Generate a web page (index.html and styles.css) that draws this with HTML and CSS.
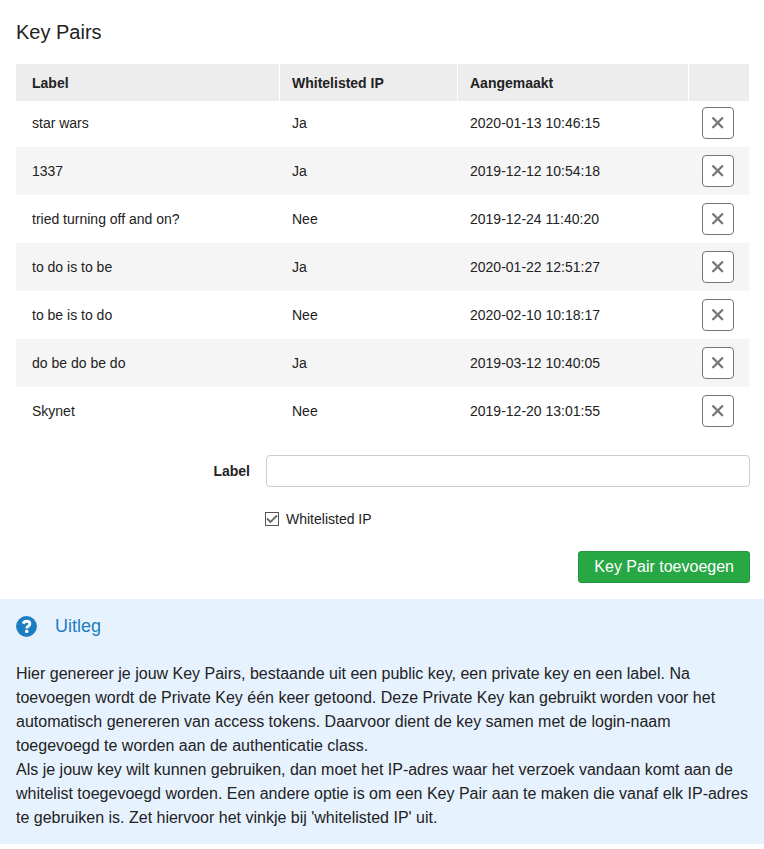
FILE: index.html
```html
<!DOCTYPE html>
<html lang="nl">
<head>
  <meta charset="UTF-8">
  <meta name="viewport" content="width=device-width, initial-scale=1">
  <title>Key Pairs</title>
  <link rel="stylesheet" href="styles.css">
</head>
<body>
  <svg class="sprite" aria-hidden="true">
    <symbol id="cross" viewBox="0 0 12 12">
      <path d="M1.2 1.2 L10.2 10.2 M10.2 1.2 L1.2 10.2" fill="none" stroke="currentColor" stroke-width="2.3" stroke-linecap="round"/>
    </symbol>
  </svg>

  <main>
    <section class="keys">
      <h1>Key Pairs</h1>
      <table>
        <colgroup>
          <col class="col-label">
          <col class="col-ip">
          <col>
          <col class="col-action">
        </colgroup>
        <thead>
          <tr>
            <th>Label</th>
            <th>Whitelisted IP</th>
            <th>Aangemaakt</th>
            <th></th>
          </tr>
        </thead>
        <tbody>
          <tr>
            <td>star wars</td>
            <td>Ja</td>
            <td>2020-01-13 10:46:15</td>
            <td><button type="button" class="delete" aria-label="Verwijder star wars"><svg><use href="#cross"/></svg></button></td>
          </tr>
          <tr>
            <td>1337</td>
            <td>Ja</td>
            <td>2019-12-12 10:54:18</td>
            <td><button type="button" class="delete" aria-label="Verwijder 1337"><svg><use href="#cross"/></svg></button></td>
          </tr>
          <tr>
            <td>tried turning off and on?</td>
            <td>Nee</td>
            <td>2019-12-24 11:40:20</td>
            <td><button type="button" class="delete" aria-label="Verwijder tried turning off and on?"><svg><use href="#cross"/></svg></button></td>
          </tr>
          <tr>
            <td>to do is to be</td>
            <td>Ja</td>
            <td>2020-01-22 12:51:27</td>
            <td><button type="button" class="delete" aria-label="Verwijder to do is to be"><svg><use href="#cross"/></svg></button></td>
          </tr>
          <tr>
            <td>to be is to do</td>
            <td>Nee</td>
            <td>2020-02-10 10:18:17</td>
            <td><button type="button" class="delete" aria-label="Verwijder to be is to do"><svg><use href="#cross"/></svg></button></td>
          </tr>
          <tr>
            <td>do be do be do</td>
            <td>Ja</td>
            <td>2019-03-12 10:40:05</td>
            <td><button type="button" class="delete" aria-label="Verwijder do be do be do"><svg><use href="#cross"/></svg></button></td>
          </tr>
          <tr>
            <td>Skynet</td>
            <td>Nee</td>
            <td>2019-12-20 13:01:55</td>
            <td><button type="button" class="delete" aria-label="Verwijder Skynet"><svg><use href="#cross"/></svg></button></td>
          </tr>
        </tbody>
      </table>
    </section>

    <form class="add-key">
      <div class="field">
        <label for="label">Label</label>
        <input type="text" id="label" name="label">
      </div>
      <div class="check">
        <input type="checkbox" id="whitelisted" name="whitelisted" checked>
        <label for="whitelisted">Whitelisted IP</label>
      </div>
      <button type="submit" class="submit">Key Pair toevoegen</button>
    </form>

    <section class="info">
      <h2>
        <svg class="help" viewBox="0 0 512 512" aria-hidden="true">
          <circle cx="256" cy="256" r="254" fill="currentColor"/>
          <path d="M172 186 C192 146 218 128 258 128 C308 128 338 156 338 192 C338 246 262 244 262 306" fill="none" stroke="#fff" stroke-width="70"/>
          <rect x="222" y="338" width="80" height="78" rx="26" fill="#fff"/>
        </svg>
        Uitleg
      </h2>
      <p>Hier genereer je jouw Key Pairs, bestaande uit een public key, een private key en een label. Na toevoegen wordt de Private Key één keer getoond. Deze Private Key kan gebruikt worden voor het automatisch genereren van access tokens. Daarvoor dient de key samen met de login-naam toegevoegd te worden aan de authenticatie class.</p>
      <p>Als je jouw key wilt kunnen gebruiken, dan moet het IP-adres waar het verzoek vandaan komt aan de whitelist toegevoegd worden. Een andere optie is om een Key Pair aan te maken die vanaf elk IP-adres te gebruiken is. Zet hiervoor het vinkje bij 'whitelisted IP' uit.</p>
    </section>
  </main>
</body>
</html>
```

FILE: styles.css
```css
* {
  box-sizing: border-box;
}
body {
  margin: 0;
  background: #fff;
  color: #222;
  font-family: "Liberation Sans", Arial, sans-serif;
  font-size: 14px;
  line-height: 24px;
}
h1, h2, p {
  margin: 0;
  font-weight: normal;
}
button, input {
  font-family: inherit;
  margin: 0;
}
.sprite {
  display: none;
}

/* table */
.keys {
  padding: 20px 15px 0 16px;
}
h1 {
  margin-bottom: 20px;
  font-size: 20px;
  line-height: 24px;
}
table {
  width: 100%;
  table-layout: fixed;
  border-collapse: separate;
  border-spacing: 0;
}
.col-label {
  width: 264px;
}
.col-ip {
  width: 178px;
}
.col-action {
  width: 60px;
}
th, td {
  padding: 8px 12px;
  text-align: left;
}
th:first-child, td:first-child {
  padding-left: 16px;
}
th {
  height: 37px;
  padding: 6px 12px;
  background: #ededed;
  border-right: 1px solid #fff;
}
th:last-child {
  border-right: none;
}
tbody tr:first-child td {
  padding-top: 6px;
}
tbody tr:nth-child(even) {
  background: #f5f5f5;
}
td:last-child {
  padding-left: 13px;
}
.delete {
  display: flex;
  align-items: center;
  justify-content: center;
  width: 32px;
  height: 32px;
  padding: 0;
  background: #fff;
  border: 1px solid #757575;
  border-radius: 4px;
  color: #757575;
  cursor: pointer;
}
.delete svg {
  width: 12px;
  height: 12px;
}

/* form */
.add-key {
  display: flex;
  flex-direction: column;
  gap: 20px;
  padding: 20px 14px 16px 16px;
}
.field {
  display: grid;
  grid-template-columns: 234px 1fr;
  gap: 16px;
  align-items: center;
}
.field label {
  font-weight: bold;
  text-align: right;
}
.field input {
  width: 100%;
  height: 32px;
  padding: 0 8px;
  border: 1px solid #ccc;
  border-radius: 4px;
  font-size: 14px;
}
.check {
  display: flex;
  align-items: center;
  gap: 7px;
  margin-left: 249px;
}
.check input {
  appearance: none;
  width: 14px;
  height: 14px;
  border: 1px solid #555;
  background: #fff;
}
.check input:checked {
  background: url("data:image/svg+xml,%3Csvg xmlns='http://www.w3.org/2000/svg' viewBox='0 0 12 12'%3E%3Cpath d='M1 5.5 4.5 9 11 2.5' fill='none' stroke='%23666' stroke-width='1.8'/%3E%3C/svg%3E") center / 12px 12px no-repeat #fff;
}
.submit {
  align-self: flex-end;
  height: 32px;
  padding: 0 15px;
  background: #28a745;
  border: 1px solid #23963e;
  border-radius: 3px;
  color: #fff;
  font-size: 16px;
  cursor: pointer;
}

/* uitleg */
.info {
  padding: 15px 14px 14px 16px;
  background: #e7f2ff;
  font-size: 16px;
}
h2 {
  display: flex;
  align-items: center;
  gap: 18px;
  margin-bottom: 24px;
  color: #1b7ec3;
  font-size: 18px;
  line-height: 24px;
}
.help {
  width: 21px;
  height: 21px;
}
```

#### Task goal:
All of the material above should be reproduced exactly, except the pictures.

#### Solution:
Generate a web page (index.html and styles.css) that draws this with HTML and CSS.
FILE: index.html
```html
<!DOCTYPE html>
<html lang="nl">
<head>
  <meta charset="UTF-8">
  <meta name="viewport" content="width=device-width, initial-scale=1">
  <title>Key Pairs</title>
  <link rel="stylesheet" href="styles.css">
</head>
<body>
  <svg class="sprite" aria-hidden="true">
    <symbol id="cross" viewBox="0 0 12 12">
      <path d="M1.2 1.2 L10.2 10.2 M10.2 1.2 L1.2 10.2" fill="none" stroke="currentColor" stroke-width="2.3" stroke-linecap="round"/>
    </symbol>
  </svg>

  <main>
    <section class="keys">
      <h1>Key Pairs</h1>
      <table>
        <colgroup>
          <col class="col-label">
          <col class="col-ip">
          <col>
          <col class="col-action">
        </colgroup>
        <thead>
          <tr>
            <th>Label</th>
            <th>Whitelisted IP</th>
            <th>Aangemaakt</th>
            <th></th>
          </tr>
        </thead>
        <tbody>
          <tr>
            <td>star wars</td>
            <td>Ja</td>
            <td>2020-01-13 10:46:15</td>
            <td><button type="button" class="delete" aria-label="Verwijder star wars"><svg><use href="#cross"/></svg></button></td>
          </tr>
          <tr>
            <td>1337</td>
            <td>Ja</td>
            <td>2019-12-12 10:54:18</td>
            <td><button type="button" class="delete" aria-label="Verwijder 1337"><svg><use href="#cross"/></svg></button></td>
          </tr>
          <tr>
            <td>tried turning off and on?</td>
            <td>Nee</td>
            <td>2019-12-24 11:40:20</td>
            <td><button type="button" class="delete" aria-label="Verwijder tried turning off and on?"><svg><use href="#cross"/></svg></button></td>
          </tr>
          <tr>
            <td>to do is to be</td>
            <td>Ja</td>
            <td>2020-01-22 12:51:27</td>
            <td><button type="button" class="delete" aria-label="Verwijder to do is to be"><svg><use href="#cross"/></svg></button></td>
          </tr>
          <tr>
            <td>to be is to do</td>
            <td>Nee</td>
            <td>2020-02-10 10:18:17</td>
            <td><button type="button" class="delete" aria-label="Verwijder to be is to do"><svg><use href="#cross"/></svg></button></td>
          </tr>
          <tr>
            <td>do be do be do</td>
            <td>Ja</td>
            <td>2019-03-12 10:40:05</td>
            <td><button type="button" class="delete" aria-label="Verwijder do be do be do"><svg><use href="#cross"/></svg></button></td>
          </tr>
          <tr>
            <td>Skynet</td>
            <td>Nee</td>
            <td>2019-12-20 13:01:55</td>
            <td><button type="button" class="delete" aria-label="Verwijder Skynet"><svg><use href="#cross"/></svg></button></td>
          </tr>
        </tbody>
      </table>
    </section>

    <form class="add-key">
      <div class="field">
        <label for="label">Label</label>
        <input type="text" id="label" name="label">
      </div>
      <div class="check">
        <input type="checkbox" id="whitelisted" name="whitelisted" checked>
        <label for="whitelisted">Whitelisted IP</label>
      </div>
      <button type="submit" class="submit">Key Pair toevoegen</button>
    </form>

    <section class="info">
      <h2>
        <svg class="help" viewBox="0 0 512 512" aria-hidden="true">
          <circle cx="256" cy="256" r="254" fill="currentColor"/>
          <path d="M172 186 C192 146 218 128 258 128 C308 128 338 156 338 192 C338 246 262 244 262 306" fill="none" stroke="#fff" stroke-width="70"/>
          <rect x="222" y="338" width="80" height="78" rx="26" fill="#fff"/>
        </svg>
        Uitleg
      </h2>
      <p>Hier genereer je jouw Key Pairs, bestaande uit een public key, een private key en een label. Na toevoegen wordt de Private Key één keer getoond. Deze Private Key kan gebruikt worden voor het automatisch genereren van access tokens. Daarvoor dient de key samen met de login-naam toegevoegd te worden aan de authenticatie class.</p>
      <p>Als je jouw key wilt kunnen gebruiken, dan moet het IP-adres waar het verzoek vandaan komt aan de whitelist toegevoegd worden. Een andere optie is om een Key Pair aan te maken die vanaf elk IP-adres te gebruiken is. Zet hiervoor het vinkje bij 'whitelisted IP' uit.</p>
    </section>
  </main>
</body>
</html>
```

FILE: styles.css
```css
* {
  box-sizing: border-box;
}
body {
  margin: 0;
  background: #fff;
  color: #222;
  font-family: "Liberation Sans", Arial, sans-serif;
  font-size: 14px;
  line-height: 24px;
}
h1, h2, p {
  margin: 0;
  font-weight: normal;
}
button, input {
  font-family: inherit;
  margin: 0;
}
.sprite {
  display: none;
}

/* table */
.keys {
  padding: 20px 15px 0 16px;
}
h1 {
  margin-bottom: 20px;
  font-size: 20px;
  line-height: 24px;
}
table {
  width: 100%;
  table-layout: fixed;
  border-collapse: separate;
  border-spacing: 0;
}
.col-label {
  width: 264px;
}
.col-ip {
  width: 178px;
}
.col-action {
  width: 60px;
}
th, td {
  padding: 8px 12px;
  text-align: left;
}
th:first-child, td:first-child {
  padding-left: 16px;
}
th {
  height: 37px;
  padding: 6px 12px;
  background: #ededed;
  border-right: 1px solid #fff;
}
th:last-child {
  border-right: none;
}
tbody tr:first-child td {
  padding-top: 6px;
}
tbody tr:nth-child(even) {
  background: #f5f5f5;
}
td:last-child {
  padding-left: 13px;
}
.delete {
  display: flex;
  align-items: center;
  justify-content: center;
  width: 32px;
  height: 32px;
  padding: 0;
  background: #fff;
  border: 1px solid #757575;
  border-radius: 4px;
  color: #757575;
  cursor: pointer;
}
.delete svg {
  width: 12px;
  height: 12px;
}

/* form */
.add-key {
  display: flex;
  flex-direction: column;
  gap: 20px;
  padding: 20px 14px 16px 16px;
}
.field {
  display: grid;
  grid-template-columns: 234px 1fr;
  gap: 16px;
  align-items: center;
}
.field label {
  font-weight: bold;
  text-align: right;
}
.field input {
  width: 100%;
  height: 32px;
  padding: 0 8px;
  border: 1px solid #ccc;
  border-radius: 4px;
  font-size: 14px;
}
.check {
  display: flex;
  align-items: center;
  gap: 7px;
  margin-left: 249px;
}
.check input {
  appearance: none;
  width: 14px;
  height: 14px;
  border: 1px solid #555;
  background: #fff;
}
.check input:checked {
  background: url("data:image/svg+xml,%3Csvg xmlns='http://www.w3.org/2000/svg' viewBox='0 0 12 12'%3E%3Cpath d='M1 5.5 4.5 9 11 2.5' fill='none' stroke='%23666' stroke-width='1.8'/%3E%3C/svg%3E") center / 12px 12px no-repeat #fff;
}
.submit {
  align-self: flex-end;
  height: 32px;
  padding: 0 15px;
  background: #28a745;
  border: 1px solid #23963e;
  border-radius: 3px;
  color: #fff;
  font-size: 16px;
  cursor: pointer;
}

/* uitleg */
.info {
  padding: 15px 14px 14px 16px;
  background: #e7f2ff;
  font-size: 16px;
}
h2 {
  display: flex;
  align-items: center;
  gap: 18px;
  margin-bottom: 24px;
  color: #1b7ec3;
  font-size: 18px;
  line-height: 24px;
}
.help {
  width: 21px;
  height: 21px;
}
```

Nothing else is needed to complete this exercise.